How to Market Fin-Tech to millennials

According to research, millennials are confident, connected, and open to change. This generation is seen as more liberal, more inclined to technology and concentrated on the power of social networks.

It's no wonder the biggest social network Facebook leads directly to a millennial: Mark Zuckerberg. Be it Beyoncé, Kim Kardashian, or Justin Bieber, millennials have successfully registered their presence in the world.

This adaptability of a generation composes of 75% of the world's workforce by 2025, causing some rapid changes in traditional businesses like banking and finance.

However, millennials are struggling in understand the financial products being marketed. In a recent study, it was determined that over 59% of current college students can't even describe a credit score.

With all these changes occurring, it is becoming harder and harder for brands to effectively brand to millennials, especially un-sexy ones like Fin-tech. Here is how to market fin-tech to millennials.

1. Sponsorships and partnerships

These days it is common to see banks like JPMorgan sponsor Serena Williams or partner into unrelated banking products like movies or sports.

What's the power of seeing Serena Williams partnered with a powerhouse brand like JP Morgan?

Simple. The association between a rock star tennis player who has no overlap with banking and fin-tech. Immediately when someone sees an endorsement of Serena Williams with a brand like JP Morgan, the association becomes stronger, and makes people buy products from JP Morgan versus other competitors.

Everyone needs banking, why not do it with JP Morgan and your favorite tennis player who uses JP Morgan?

These new marketing techniques are based on the versatility and need for change that the millennials carry with them.

2. Social Platforms

FinTech is now approaching social media like Facebook, Pinterest, and Snapchat.

Bank of America has been using Pinterest as the platform to reach millennials by creating Better Money Habits, a campaign and a website focusing on personal finance content targeted to the millennial generation.
The bank puts up pins for wedding dresses under the title of "Save Your way to the perfect dress" making a clear marketing strategy and speaking to the frugality of the millennial generation.

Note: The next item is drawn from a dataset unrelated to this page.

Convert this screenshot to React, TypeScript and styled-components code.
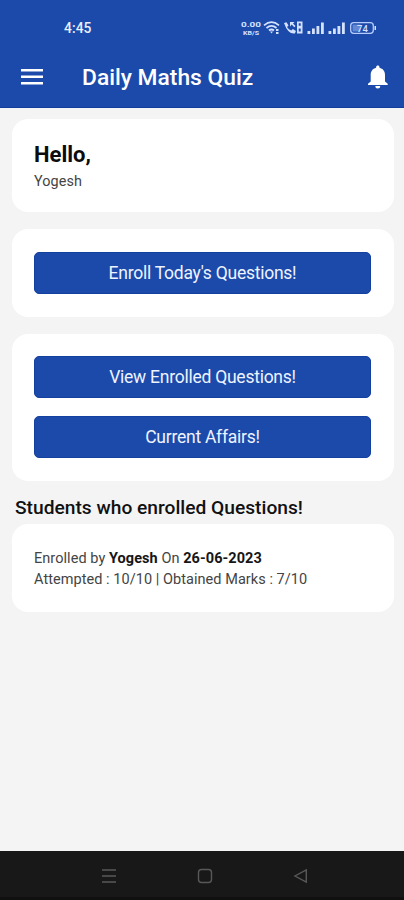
import React from "react";
import styled, { createGlobalStyle } from "styled-components";

const Global = createGlobalStyle`
  * { box-sizing: border-box; }
  body { margin: 0; background: #f4f4f4; font-family: Roboto, sans-serif; }
`;

const Screen = styled.div`
  width: 404px;
  height: 900px;
  display: flex;
  flex-direction: column;
  overflow: hidden;
  background: #f4f4f4;
`;

const Header = styled.header`
  height: 108px;
  flex: none;
  background: #1b4aab;
  border-bottom: 1px solid #143c9c;
  color: #fff;
`;

const StatusBar = styled.div`
  height: 46px;
  padding: 10px 27px 0 64px;
  display: flex;
  align-items: center;
  justify-content: space-between;
`;

const Clock = styled.span`
  font-size: 13.8px;
  line-height: 18px;
  font-weight: 500;
  letter-spacing: 0.1px;
  color: #e9effc;
`;

const StatusIcons = styled.svg`
  display: block;
  width: 137px;
  height: 18px;
`;

const Toolbar = styled.div`
  height: 61px;
  display: flex;
  align-items: center;
  padding: 0 15px 0 21px;
`;

const Title = styled.h1`
  flex: 1;
  margin: 2px 0 0 39px;
  font-size: 22.8px;
  line-height: 28px;
  font-weight: 500;
  letter-spacing: 0;
`;

const IconButton = styled.button`
  display: flex;
  padding: 0;
  border: 0;
  background: none;
  color: inherit;
`;

const Content = styled.main`
  flex: 1;
  padding: 11px 10px 0 12px;
`;

const Card = styled.section<{ $height: number; $gap?: number; $top?: number }>`
  height: ${(p) => p.$height}px;
  margin-bottom: ${(p) => p.$gap ?? 17}px;
  padding: ${(p) => p.$top ?? 22}px 23px 0 22px;
  border-radius: 16px;
  background: #fff;
`;

const Greeting = styled.h2`
  margin: 0;
  font-size: 22px;
  line-height: 26px;
  font-weight: 700;
  color: #0c0c0c;
`;

const UserName = styled.p`
  margin: 4px 0 0;
  font-size: 14.4px;
  line-height: 20px;
  letter-spacing: 0.1px;
  color: #444;
`;

const ActionButton = styled.button`
  display: block;
  width: 100%;
  height: 42px;
  padding: 0;
  border: 1px solid #1440a0;
  border-radius: 5px;
  background: #1b4aab;
  color: #eef3ff;
  font: 400 17.5px/40px Roboto, sans-serif;
  letter-spacing: -0.25px;

  & + & { margin-top: 17.5px; }
`;

const SectionTitle = styled.h2`
  margin: 0 0 4px 3px;
  font-size: 19.2px;
  line-height: 24px;
  font-weight: 500;
  color: #111;
`;

const Detail = styled.p<{ $spacing: number }>`
  margin: 0;
  font-size: 14.5px;
  line-height: 21px;
  letter-spacing: ${(p) => p.$spacing}px;
  color: #444;
  white-space: nowrap;

  b { font-weight: 700; color: #161616; }
`;

const NavigationBar = styled.nav`
  height: 49px;
  flex: none;
  display: flex;
  justify-content: space-between;
  padding: 17px 95px 0 101px;
  background: #181818;
  border-bottom: 3px solid #101010;
`;

const NavIcon = styled.svg`
  width: 16px;
  height: 16px;
  fill: none;
  stroke: #585858;
  stroke-width: 1.4;
`;

const SignalBars = ({ x }: { x: number }) => (
  <path d={`M${x} 15v-3h2.800v3zM${x + 4.5} 15v-5.5h2.800v5.5zM${x + 9} 15v-8h2.800v8zM${x + 13.5} 15v-11.5h2.800v11.5z`} />
);

export default function App() {
  return (
    <>
      <Global />
      <Screen>
        <Header>
          <StatusBar>
            <Clock>4:45</Clock>
            <StatusIcons viewBox="0 0 137 18" fill="#d5e2ff" fontFamily="Roboto, sans-serif">
              <text x="1" y="8" fontSize="8" fontWeight="700" textLength="20" lengthAdjust="spacingAndGlyphs">0.00</text>
              <text x="3" y="16" fontSize="6" fontWeight="700" textLength="16" lengthAdjust="spacingAndGlyphs">KB/S</text>
              <g fill="none" stroke="#d5e2ff" strokeWidth="1.7">
                <path d="M24 6.3Q31.500 0 39 6.3M26.500 9Q31.500 4.800 36.500 9M29 11.500Q31.500 9.500 34 11.500" />
              </g>
              <path d="M30 12.500h3l-1.500 2zM36 10h2.500v2h-2.500zM36 13h2.500v2h-2.500z" />
              <path d="M44 4l2.500-.8 2 3.200-1.500 1.500q1.500 2.700 4.200 3.600l1.700-1.500 3 2-1 2.500Q48 15.500 44 4z" />
              <path d="M50 7.500V3h4.500L53 4.500l2.500 2.500-1.200 1.200-2.600-2.600z" />
              <path d="M57 2.500h5.500v12H57zM58.700 4.200v2.500h2V4.200zM58.700 9.500v3h2v-3z" fillRule="evenodd" />
              <SignalBars x={67.5} />
              <SignalBars x={88.5} />
              <rect x="110.700" y="3.700" width="22.600" height="10.600" rx="3" fill="none" stroke="#b8ccfa" strokeWidth="1.300" />
              <path d="M112.500 5.500h8v7h-8z" fill="#6288d4" />
              <text x="117" y="12.500" fontSize="9.500" fontWeight="500">74</text>
              <path d="M134.500 7h1.500v4h-1.500z" />
            </StatusIcons>
          </StatusBar>
          <Toolbar>
            <IconButton aria-label="Menu">
              <svg width="22" height="16" viewBox="0 0 22 16" fill="currentColor">
                <path d="M0 0h22v2.400H0zM0 6.500h22v2.400H0zM0 13h22v2.400H0z" />
              </svg>
            </IconButton>
            <Title>Daily Maths Quiz</Title>
            <IconButton aria-label="Notifications">
              <svg width="22" height="26" viewBox="0 0 22 26" fill="currentColor">
                <path d="M10.800 24.500a2.400 2.400 0 0 0 2.400-2.500H8.400a2.400 2.400 0 0 0 2.400 2.500zM18 17.500V11c0-4-2.200-6.500-5.500-7.300v-.5c0-2.300-3.400-2.300-3.400 0v.5C5.800 4.500 3.700 7 3.700 11v6.500L1 19.800V21h19.700v-1.200z" />
              </svg>
            </IconButton>
          </Toolbar>
        </Header>
        <Content>
          <Card $height={93} $top={23}>
            <Greeting>Hello,</Greeting>
            <UserName>Yogesh</UserName>
          </Card>
          <Card $height={88} $top={23}>
            <ActionButton>Enroll Today's Questions!</ActionButton>
          </Card>
          <Card $height={147} $gap={15}>
            <ActionButton>View Enrolled Questions!</ActionButton>
            <ActionButton>Current Affairs!</ActionButton>
          </Card>
          <SectionTitle>Students who enrolled Questions!</SectionTitle>
          <Card $height={88} $top={24}>
            <Detail $spacing={0.06}>Enrolled by <b>Yogesh</b> On <b>26-06-2023</b></Detail>
            <Detail $spacing={0.05}>Attempted : 10/10 | Obtained Marks : 7/10</Detail>
          </Card>
        </Content>
        <NavigationBar>
          <NavIcon viewBox="0 0 16 16"><path d="M1 2h14M1 8h14M1 14h14" /></NavIcon>
          <NavIcon viewBox="0 0 16 16"><rect x="1.500" y="1.500" width="13" height="13" rx="3" /></NavIcon>
          <NavIcon viewBox="0 0 16 16"><path d="M13.300 2v12L2 8z" /></NavIcon>
        </NavigationBar>
      </Screen>
    </>
  );
}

Banks are now focusing on the analysis of data from the social platform to judge what millennials expect from them and this gives birth to a multitude of marketing ideas.

According to Goldman Sachs millennials have less income and high depth levels, which is why we can see the new and focused wealth management plans designed and marketed for them.

3. The Tech-Savvy Image

Banks are trying to create an image of versatile and tech-savvy institutions by using mobile or social networking platforms.

It is very common now to see banks have their own mobile application and club their services with other service providers to attract more consumers.

4. Third Party Deals

The banks make deals with e-commerce giants, travelling partners and online service providers to appear as a flexible and intelligent unit Standard Charted and Amazon are one such team we love to play with!

It should not come as a surprise that this sole technique has worked in favor of the banks and as a result, the number of credit card holders in Gen Y has grown rapidly.

5. Social Causes and CSR

It has been found that 89% of Millennials more likely will buy from a company with a social or environmental mission, according to data from Cone Communications.

Thus, the association of banks to such causes is another well-driven marketing strategy. One example of this is of Deutsche Bank's "Buddy Volunteer" in Malaysia.


Fin tech's adoption for millennials is changing dramatically, and is focused more on delivering value to the consumer and being transparent as possible.

The focus has immediately shifted from hard selling consumers, to informing them about their products and services.

What methods have you found work best when marketing to millennials?